- **Raw data**
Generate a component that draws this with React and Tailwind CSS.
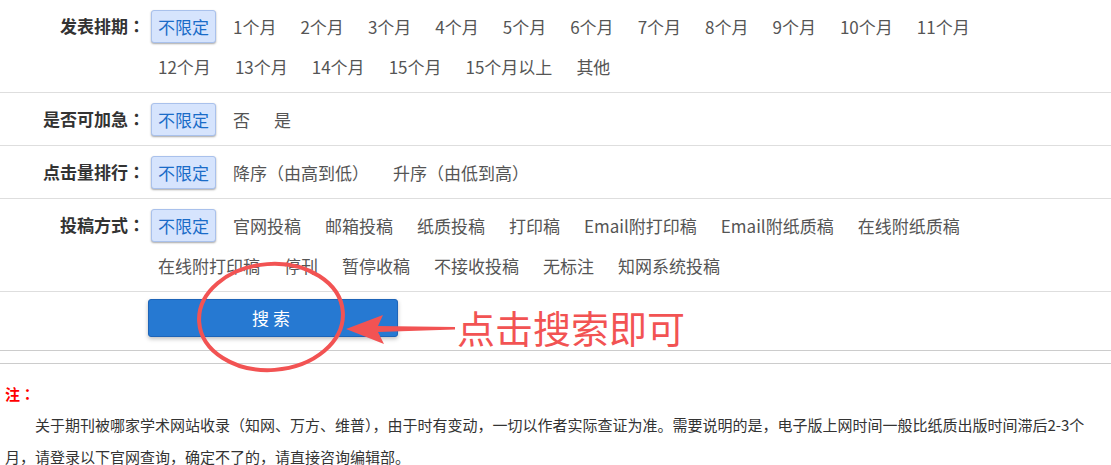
import React from "react";

const rows = [
  {
    label: "发表排期",
    options: ["不限定", "1个月", "2个月", "3个月", "4个月", "5个月", "6个月", "7个月", "8个月", "9个月", "10个月", "11个月", "12个月", "13个月", "14个月", "15个月", "15个月以上", "其他"],
  },
  { label: "是否可加急", options: ["不限定", "否", "是"] },
  { label: "点击量排行", options: ["不限定", "降序（由高到低）", "升序（由低到高）"] },
  {
    label: "投稿方式",
    options: ["不限定", "官网投稿", "邮箱投稿", "纸质投稿", "打印稿", "Email附打印稿", "Email附纸质稿", "在线附纸质稿", "在线附打印稿", "停刊", "暂停收稿", "不接收投稿", "无标注", "知网系统投稿"],
  },
];

function FilterRow({ label, options }) {
  return (
    <div className="flex border-b border-[#dedede] py-[6px]">
      <div className="w-[145px] shrink-0 text-right h-10 leading-10 font-bold text-[#333]">
        {label}
        <span className="font-['Noto_Sans_CJK_TC',sans-serif]">：</span>
      </div>
      <div className="ml-[6px] w-[860px] flex flex-wrap">
        {options.map((opt, i) => (
          <div key={i} className="h-10 flex items-center mr-[10px]">
            {i === 0 ? (
              <span className="px-[6px] h-[33px] leading-[31px] border border-[#a9c1ec] bg-[#d6e4fd] text-[#1a6cc8] rounded-[3px] shadow-[0_1px_2px_rgba(0,0,0,0.35)]">
                {opt}
              </span>
            ) : (
              <span className="px-[7px] h-[33px] leading-[33px] text-[#555] cursor-pointer">
                {opt}
              </span>
            )}
          </div>
        ))}
      </div>
    </div>
  );
}

export default function App() {
  return (
    <div className="relative w-[1111px] h-[465px] overflow-hidden bg-white font-['Noto_Sans_CJK_SC',sans-serif] text-[17px]">
      {/* FILTERS */}
      {rows.map((r, i) => (
        <FilterRow key={i} label={r.label} options={r.options} />
      ))}

      {/* SEARCH */}
      <div className="border-b border-[#cccccc] pt-[7px] pb-[13px] pl-[148px]">
        <button className="w-[250px] h-[38px] rounded-[3px] bg-[#2679d2] border border-[#1d64b8] text-white tracking-[4px] shadow-[0_2px_4px_rgba(0,0,0,0.25)]">
          搜索
        </button>
      </div>

      {/* NOTE */}
      <div className="mt-[12px] border-t border-[#cccccc] px-[5px] pt-[18px] text-[15px]">
        <div className="text-[#ff0000] font-bold leading-[24px]">
          注<span className="font-['Noto_Sans_CJK_TC',sans-serif]">：</span>
        </div>
        <p className="text-[#333] leading-[32px] mt-[3px] indent-[30px]">
          关于期刊被哪家学术网站收录（知网、万方、维普），由于时有变动，一切以作者实际查证为准。需要说明的是，电子版上网时间一般比纸质出版时间滞后2-3个月，请登录以下官网查询，确定不了的，请直接咨询编辑部。
        </p>
      </div>

      {/* ANNOTATION */}
      <svg className="absolute left-0 top-0 pointer-events-none" width="1111" height="465">
        <ellipse cx="271" cy="317" rx="72" ry="53" fill="none" stroke="#f25353" strokeWidth="4" transform="rotate(-4 271 317)" />
        <polygon points="346,329 383,315 378,326 455,327 455,329.5 378,332 384,344" fill="#f25353" />
      </svg>
      <div className="absolute left-[457px] top-[306px] text-[38px] leading-[42px] text-[#f25353]">
        点击搜索即可
      </div>
    </div>
  );
}
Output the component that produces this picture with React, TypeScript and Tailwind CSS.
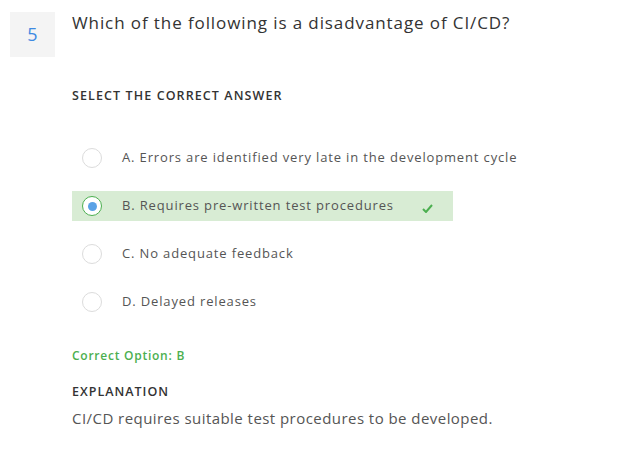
import React from "react";

const options = [
  { key: "A", text: "Errors are identified very late in the development cycle" },
  { key: "B", text: "Requires pre-written test procedures" },
  { key: "C", text: "No adequate feedback" },
  { key: "D", text: "Delayed releases" },
];

const correct = "B";

const Radio = ({ checked }: { checked: boolean }) => (
  <span
    className={
      "flex h-5 w-5 shrink-0 items-center justify-center rounded-full border bg-white " +
      (checked ? "border-[#4caf50]" : "border-[#dcdcdc]")
    }
  >
    {checked && <span className="h-[9px] w-[9px] rounded-full bg-[#5aa2e6]" />}
  </span>
);

export default function App() {
  return (
    <div className="min-h-screen bg-white font-['Open_Sans',sans-serif] text-[#333]">
      <div className="flex gap-[17px] pl-[10px] pt-[12px]">
        <div className="flex h-[45px] w-[45px] shrink-0 items-center justify-center bg-[#f4f4f4] text-[18px] text-[#3f8ae2]">
          5
        </div>
        <div className="flex-1">
          <h2 className="text-[17px] leading-[22px] tracking-[0.9px] text-[#333]">
            Which of the following is a disadvantage of CI/CD?
          </h2>

          <div className="mt-[53px] text-[12.5px] font-semibold uppercase leading-[18px] tracking-[1.1px] text-[#333]">
            Select the correct answer
          </div>

          <div className="mt-[38px] flex flex-col gap-[18px]">
            {options.map((o) => {
              const isCorrect = o.key === correct;
              return (
                <div
                  key={o.key}
                  className={
                    "flex h-[30px] w-[381px] items-center whitespace-nowrap pl-[10px] " +
                    (isCorrect ? "bg-[#d8ecd4]" : "")
                  }
                >
                  <Radio checked={isCorrect} />
                  <span className="ml-[20px] text-[13px] tracking-[0.85px] text-[#555]">
                    {o.key}. {o.text}
                  </span>
                  {isCorrect && (
                    <svg
                      className="ml-[28px] mt-[5px]"
                      width="11"
                      height="9"
                      viewBox="0 0 11 9"
                      fill="none"
                    >
                      <path
                        d="M1 5 L4 8 L10 1"
                        stroke="#4caf50"
                        strokeWidth="2"
                      />
                    </svg>
                  )}
                </div>
              );
            })}
          </div>

          <div className="mt-[30px] text-[12px] font-semibold leading-[18px] tracking-[0.75px] text-[#4caf50]">
            Correct Option: B
          </div>

          <div className="mt-[18px] text-[12.5px] font-semibold uppercase leading-[18px] tracking-[1px] text-[#333]">
            Explanation
          </div>
          <p className="mt-[6px] text-[15px] leading-[22px] tracking-[0.45px] text-[#555]">
            CI/CD requires suitable test procedures to be developed.
          </p>
        </div>
      </div>
    </div>
  );
}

- **Short exercise**
Images must not appear in the copy; reproduce everything else in the records verbatim.

- **Result below**
Generate a component that draws this with React and Tailwind CSS.
import React from "react";

const rows = [
  {
    label: "发表排期",
    options: ["不限定", "1个月", "2个月", "3个月", "4个月", "5个月", "6个月", "7个月", "8个月", "9个月", "10个月", "11个月", "12个月", "13个月", "14个月", "15个月", "15个月以上", "其他"],
  },
  { label: "是否可加急", options: ["不限定", "否", "是"] },
  { label: "点击量排行", options: ["不限定", "降序（由高到低）", "升序（由低到高）"] },
  {
    label: "投稿方式",
    options: ["不限定", "官网投稿", "邮箱投稿", "纸质投稿", "打印稿", "Email附打印稿", "Email附纸质稿", "在线附纸质稿", "在线附打印稿", "停刊", "暂停收稿", "不接收投稿", "无标注", "知网系统投稿"],
  },
];

function FilterRow({ label, options }) {
  return (
    <div className="flex border-b border-[#dedede] py-[6px]">
      <div className="w-[145px] shrink-0 text-right h-10 leading-10 font-bold text-[#333]">
        {label}
        <span className="font-['Noto_Sans_CJK_TC',sans-serif]">：</span>
      </div>
      <div className="ml-[6px] w-[860px] flex flex-wrap">
        {options.map((opt, i) => (
          <div key={i} className="h-10 flex items-center mr-[10px]">
            {i === 0 ? (
              <span className="px-[6px] h-[33px] leading-[31px] border border-[#a9c1ec] bg-[#d6e4fd] text-[#1a6cc8] rounded-[3px] shadow-[0_1px_2px_rgba(0,0,0,0.35)]">
                {opt}
              </span>
            ) : (
              <span className="px-[7px] h-[33px] leading-[33px] text-[#555] cursor-pointer">
                {opt}
              </span>
            )}
          </div>
        ))}
      </div>
    </div>
  );
}

export default function App() {
  return (
    <div className="relative w-[1111px] h-[465px] overflow-hidden bg-white font-['Noto_Sans_CJK_SC',sans-serif] text-[17px]">
      {/* FILTERS */}
      {rows.map((r, i) => (
        <FilterRow key={i} label={r.label} options={r.options} />
      ))}

      {/* SEARCH */}
      <div className="border-b border-[#cccccc] pt-[7px] pb-[13px] pl-[148px]">
        <button className="w-[250px] h-[38px] rounded-[3px] bg-[#2679d2] border border-[#1d64b8] text-white tracking-[4px] shadow-[0_2px_4px_rgba(0,0,0,0.25)]">
          搜索
        </button>
      </div>

      {/* NOTE */}
      <div className="mt-[12px] border-t border-[#cccccc] px-[5px] pt-[18px] text-[15px]">
        <div className="text-[#ff0000] font-bold leading-[24px]">
          注<span className="font-['Noto_Sans_CJK_TC',sans-serif]">：</span>
        </div>
        <p className="text-[#333] leading-[32px] mt-[3px] indent-[30px]">
          关于期刊被哪家学术网站收录（知网、万方、维普），由于时有变动，一切以作者实际查证为准。需要说明的是，电子版上网时间一般比纸质出版时间滞后2-3个月，请登录以下官网查询，确定不了的，请直接咨询编辑部。
        </p>
      </div>

      {/* ANNOTATION */}
      <svg className="absolute left-0 top-0 pointer-events-none" width="1111" height="465">
        <ellipse cx="271" cy="317" rx="72" ry="53" fill="none" stroke="#f25353" strokeWidth="4" transform="rotate(-4 271 317)" />
        <polygon points="346,329 383,315 378,326 455,327 455,329.5 378,332 384,344" fill="#f25353" />
      </svg>
      <div className="absolute left-[457px] top-[306px] text-[38px] leading-[42px] text-[#f25353]">
        点击搜索即可
      </div>
    </div>
  );
}
Output the component that produces this picture with React, TypeScript and Tailwind CSS.
import React from "react";

const options = [
  { key: "A", text: "Errors are identified very late in the development cycle" },
  { key: "B", text: "Requires pre-written test procedures" },
  { key: "C", text: "No adequate feedback" },
  { key: "D", text: "Delayed releases" },
];

const correct = "B";

const Radio = ({ checked }: { checked: boolean }) => (
  <span
    className={
      "flex h-5 w-5 shrink-0 items-center justify-center rounded-full border bg-white " +
      (checked ? "border-[#4caf50]" : "border-[#dcdcdc]")
    }
  >
    {checked && <span className="h-[9px] w-[9px] rounded-full bg-[#5aa2e6]" />}
  </span>
);

export default function App() {
  return (
    <div className="min-h-screen bg-white font-['Open_Sans',sans-serif] text-[#333]">
      <div className="flex gap-[17px] pl-[10px] pt-[12px]">
        <div className="flex h-[45px] w-[45px] shrink-0 items-center justify-center bg-[#f4f4f4] text-[18px] text-[#3f8ae2]">
          5
        </div>
        <div className="flex-1">
          <h2 className="text-[17px] leading-[22px] tracking-[0.9px] text-[#333]">
            Which of the following is a disadvantage of CI/CD?
          </h2>

          <div className="mt-[53px] text-[12.5px] font-semibold uppercase leading-[18px] tracking-[1.1px] text-[#333]">
            Select the correct answer
          </div>

          <div className="mt-[38px] flex flex-col gap-[18px]">
            {options.map((o) => {
              const isCorrect = o.key === correct;
              return (
                <div
                  key={o.key}
                  className={
                    "flex h-[30px] w-[381px] items-center whitespace-nowrap pl-[10px] " +
                    (isCorrect ? "bg-[#d8ecd4]" : "")
                  }
                >
                  <Radio checked={isCorrect} />
                  <span className="ml-[20px] text-[13px] tracking-[0.85px] text-[#555]">
                    {o.key}. {o.text}
                  </span>
                  {isCorrect && (
                    <svg
                      className="ml-[28px] mt-[5px]"
                      width="11"
                      height="9"
                      viewBox="0 0 11 9"
                      fill="none"
                    >
                      <path
                        d="M1 5 L4 8 L10 1"
                        stroke="#4caf50"
                        strokeWidth="2"
                      />
                    </svg>
                  )}
                </div>
              );
            })}
          </div>

          <div className="mt-[30px] text-[12px] font-semibold leading-[18px] tracking-[0.75px] text-[#4caf50]">
            Correct Option: B
          </div>

          <div className="mt-[18px] text-[12.5px] font-semibold uppercase leading-[18px] tracking-[1px] text-[#333]">
            Explanation
          </div>
          <p className="mt-[6px] text-[15px] leading-[22px] tracking-[0.45px] text-[#555]">
            CI/CD requires suitable test procedures to be developed.
          </p>
        </div>
      </div>
    </div>
  );
}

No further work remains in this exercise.